> **GIVEN TASK**
Below are the records; give again exactly the lines from the one containing "Write the React, TypeScript" through the one containing "const headers = ['', 'Especialidade', 'Tipo", leaving out pictures.
[START RECORDS PROVIDED]
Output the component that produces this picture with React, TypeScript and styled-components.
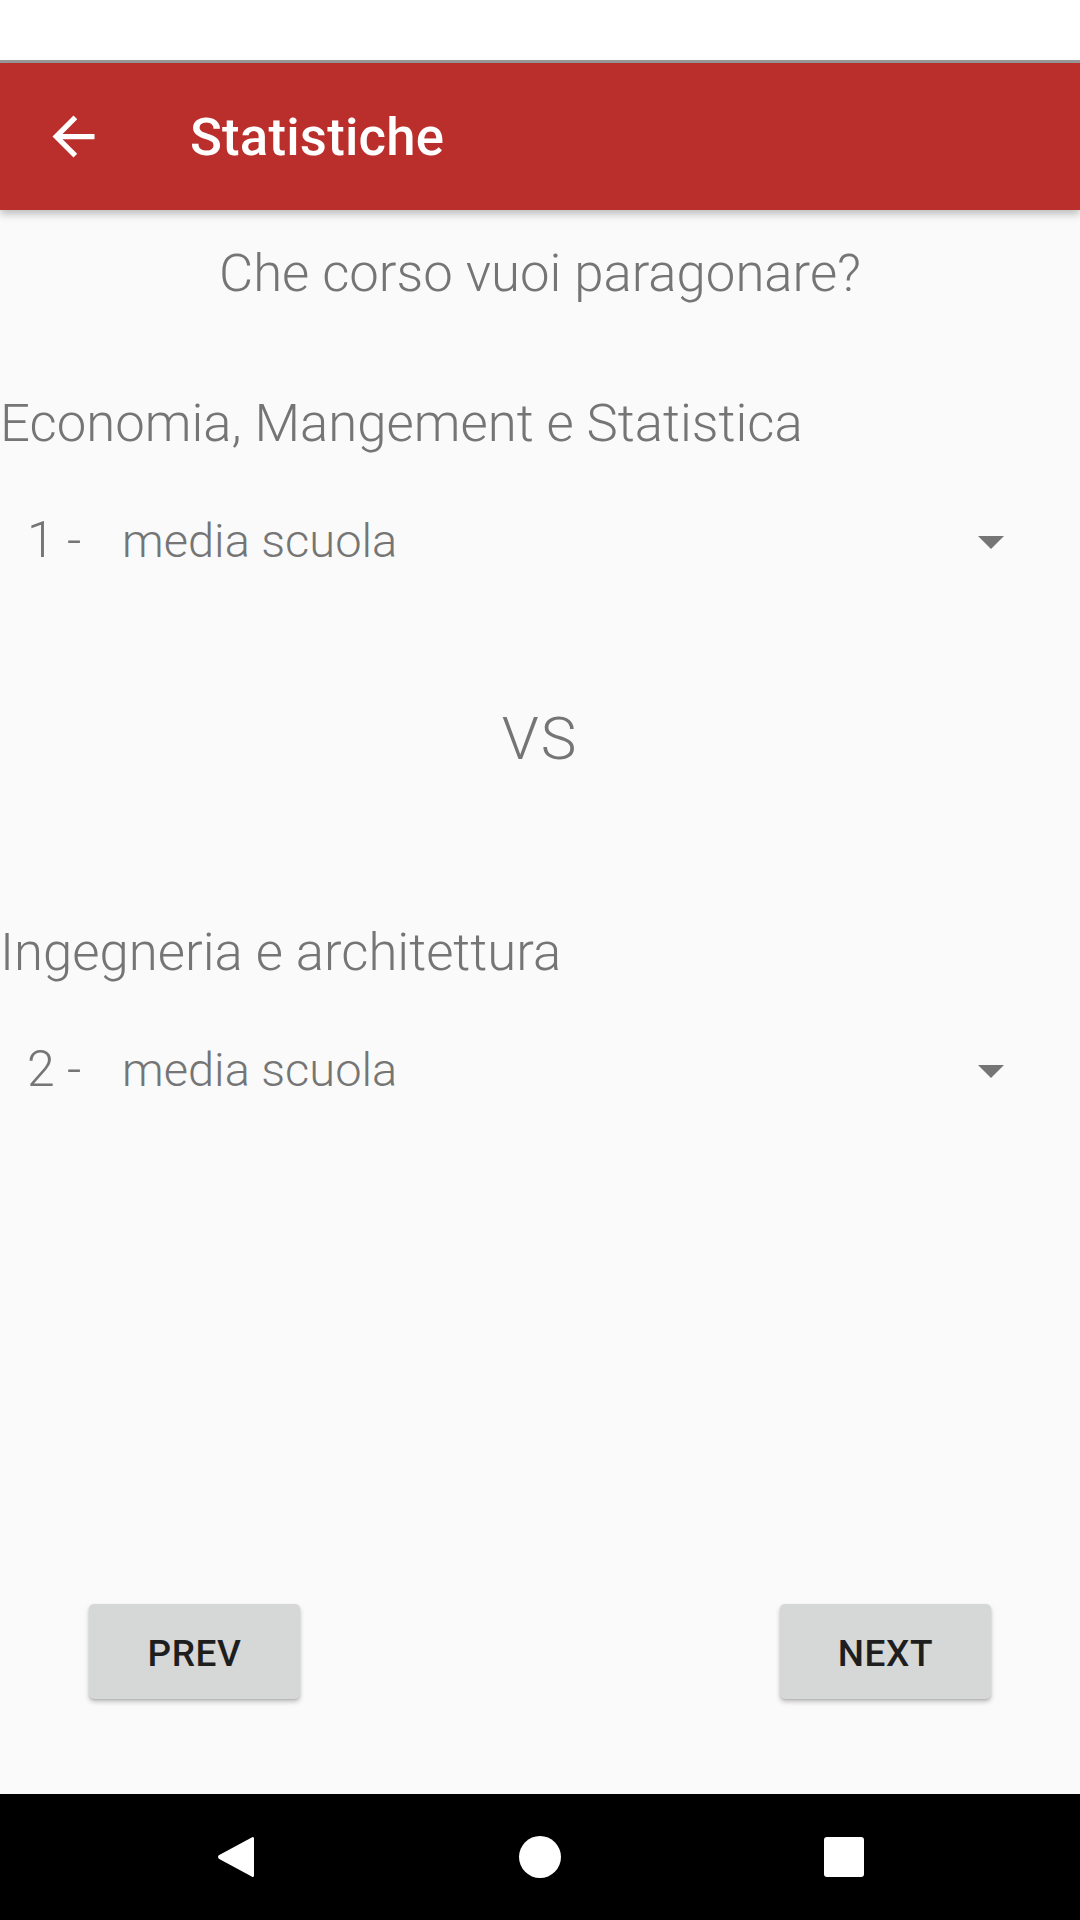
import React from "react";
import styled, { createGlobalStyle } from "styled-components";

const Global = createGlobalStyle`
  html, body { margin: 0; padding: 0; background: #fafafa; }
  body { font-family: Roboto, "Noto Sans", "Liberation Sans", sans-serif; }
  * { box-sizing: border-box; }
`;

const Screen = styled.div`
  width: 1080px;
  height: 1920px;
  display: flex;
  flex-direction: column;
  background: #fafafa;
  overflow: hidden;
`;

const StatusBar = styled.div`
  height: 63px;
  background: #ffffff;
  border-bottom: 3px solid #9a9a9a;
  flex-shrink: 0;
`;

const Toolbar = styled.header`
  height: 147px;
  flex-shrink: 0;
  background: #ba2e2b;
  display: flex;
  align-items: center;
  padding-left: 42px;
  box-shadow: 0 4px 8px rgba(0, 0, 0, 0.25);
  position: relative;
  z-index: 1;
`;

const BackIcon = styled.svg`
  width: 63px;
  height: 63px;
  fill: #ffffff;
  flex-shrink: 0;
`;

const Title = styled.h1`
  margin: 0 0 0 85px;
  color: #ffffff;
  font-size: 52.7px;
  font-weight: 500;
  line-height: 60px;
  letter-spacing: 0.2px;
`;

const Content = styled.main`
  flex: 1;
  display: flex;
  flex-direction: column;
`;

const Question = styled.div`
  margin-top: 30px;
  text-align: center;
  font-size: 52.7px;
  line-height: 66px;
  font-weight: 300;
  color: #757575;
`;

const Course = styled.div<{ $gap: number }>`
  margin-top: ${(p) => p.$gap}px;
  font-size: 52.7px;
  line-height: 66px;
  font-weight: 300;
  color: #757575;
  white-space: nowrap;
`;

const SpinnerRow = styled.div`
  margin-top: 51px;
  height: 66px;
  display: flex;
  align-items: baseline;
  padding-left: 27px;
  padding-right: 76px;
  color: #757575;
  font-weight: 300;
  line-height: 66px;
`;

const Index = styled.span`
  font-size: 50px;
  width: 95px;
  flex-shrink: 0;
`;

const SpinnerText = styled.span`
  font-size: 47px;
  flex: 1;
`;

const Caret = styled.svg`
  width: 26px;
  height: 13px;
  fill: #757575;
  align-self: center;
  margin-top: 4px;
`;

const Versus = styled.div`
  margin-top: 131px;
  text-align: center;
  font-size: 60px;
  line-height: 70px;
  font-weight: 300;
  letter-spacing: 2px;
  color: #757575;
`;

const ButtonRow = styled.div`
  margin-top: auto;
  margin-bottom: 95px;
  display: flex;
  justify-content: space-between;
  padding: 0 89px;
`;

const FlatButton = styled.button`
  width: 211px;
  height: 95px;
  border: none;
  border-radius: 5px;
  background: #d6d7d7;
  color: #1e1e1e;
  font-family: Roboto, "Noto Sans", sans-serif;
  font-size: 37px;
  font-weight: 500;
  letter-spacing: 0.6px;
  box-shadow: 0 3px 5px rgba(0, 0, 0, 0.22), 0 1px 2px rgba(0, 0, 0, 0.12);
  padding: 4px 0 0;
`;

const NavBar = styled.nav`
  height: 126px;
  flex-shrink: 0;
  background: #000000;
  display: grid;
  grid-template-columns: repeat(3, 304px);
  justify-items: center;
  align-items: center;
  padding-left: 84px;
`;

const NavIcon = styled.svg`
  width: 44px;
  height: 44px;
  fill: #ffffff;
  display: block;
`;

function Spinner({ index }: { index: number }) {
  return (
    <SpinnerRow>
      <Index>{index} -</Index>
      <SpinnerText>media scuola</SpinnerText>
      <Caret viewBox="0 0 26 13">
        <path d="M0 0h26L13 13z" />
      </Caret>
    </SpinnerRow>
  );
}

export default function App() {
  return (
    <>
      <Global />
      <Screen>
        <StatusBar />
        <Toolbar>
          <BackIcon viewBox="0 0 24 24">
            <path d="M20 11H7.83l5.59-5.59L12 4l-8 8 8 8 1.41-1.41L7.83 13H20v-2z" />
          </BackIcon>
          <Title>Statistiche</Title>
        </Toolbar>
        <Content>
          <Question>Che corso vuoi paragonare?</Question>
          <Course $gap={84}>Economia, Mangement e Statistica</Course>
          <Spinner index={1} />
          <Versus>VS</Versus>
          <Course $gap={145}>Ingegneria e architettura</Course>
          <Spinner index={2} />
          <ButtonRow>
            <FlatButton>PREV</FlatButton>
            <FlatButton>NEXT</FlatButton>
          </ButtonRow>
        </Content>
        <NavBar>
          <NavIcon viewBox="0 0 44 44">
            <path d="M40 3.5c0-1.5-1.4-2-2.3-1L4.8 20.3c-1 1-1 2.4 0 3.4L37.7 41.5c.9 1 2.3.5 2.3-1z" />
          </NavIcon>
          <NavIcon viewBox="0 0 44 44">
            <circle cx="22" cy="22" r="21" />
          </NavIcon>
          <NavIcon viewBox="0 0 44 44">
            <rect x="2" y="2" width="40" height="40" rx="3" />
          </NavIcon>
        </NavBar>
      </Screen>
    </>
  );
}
[END RECORDS PROVIDED]
[START RECORDS PROVIDED]
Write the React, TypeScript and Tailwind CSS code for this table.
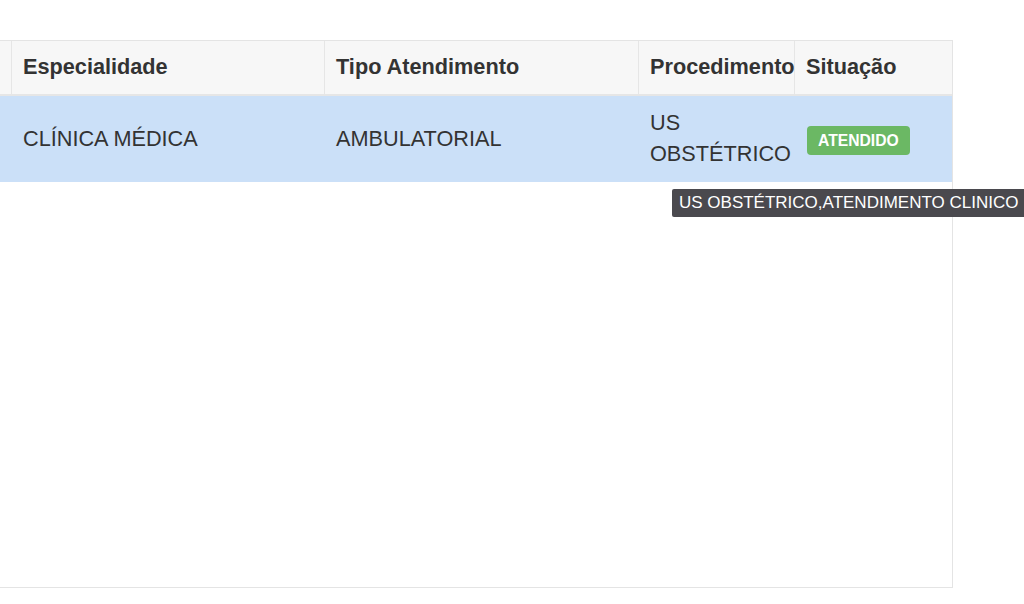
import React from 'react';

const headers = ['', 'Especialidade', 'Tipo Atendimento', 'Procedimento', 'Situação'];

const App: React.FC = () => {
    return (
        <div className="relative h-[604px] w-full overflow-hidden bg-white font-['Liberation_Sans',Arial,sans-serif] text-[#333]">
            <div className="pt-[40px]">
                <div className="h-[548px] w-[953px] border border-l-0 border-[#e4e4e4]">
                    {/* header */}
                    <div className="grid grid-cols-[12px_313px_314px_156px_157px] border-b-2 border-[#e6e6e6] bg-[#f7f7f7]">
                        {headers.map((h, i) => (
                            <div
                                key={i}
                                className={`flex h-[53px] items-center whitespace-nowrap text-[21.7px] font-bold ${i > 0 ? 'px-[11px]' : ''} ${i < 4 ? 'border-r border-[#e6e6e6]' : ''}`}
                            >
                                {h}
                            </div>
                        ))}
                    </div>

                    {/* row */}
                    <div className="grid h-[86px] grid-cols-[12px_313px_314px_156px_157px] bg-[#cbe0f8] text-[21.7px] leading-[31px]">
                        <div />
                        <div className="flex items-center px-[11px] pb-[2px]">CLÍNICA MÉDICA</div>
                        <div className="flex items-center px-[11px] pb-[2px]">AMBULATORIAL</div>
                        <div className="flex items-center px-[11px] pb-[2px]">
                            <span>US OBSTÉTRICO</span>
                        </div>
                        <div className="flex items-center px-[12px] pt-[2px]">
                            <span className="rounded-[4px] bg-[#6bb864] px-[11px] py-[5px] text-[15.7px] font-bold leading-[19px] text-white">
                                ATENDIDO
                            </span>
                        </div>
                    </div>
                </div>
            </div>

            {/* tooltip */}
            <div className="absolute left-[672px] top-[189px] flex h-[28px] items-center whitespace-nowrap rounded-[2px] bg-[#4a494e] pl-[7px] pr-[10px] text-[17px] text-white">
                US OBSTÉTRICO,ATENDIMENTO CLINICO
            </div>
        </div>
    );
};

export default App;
[END RECORDS PROVIDED]
> **WRITTEN REPLY**
Write the React, TypeScript and Tailwind CSS code for this table.
import React from 'react';

const headers = ['', 'Especialidade', 'Tipo Atendimento', 'Procedimento', 'Situação'];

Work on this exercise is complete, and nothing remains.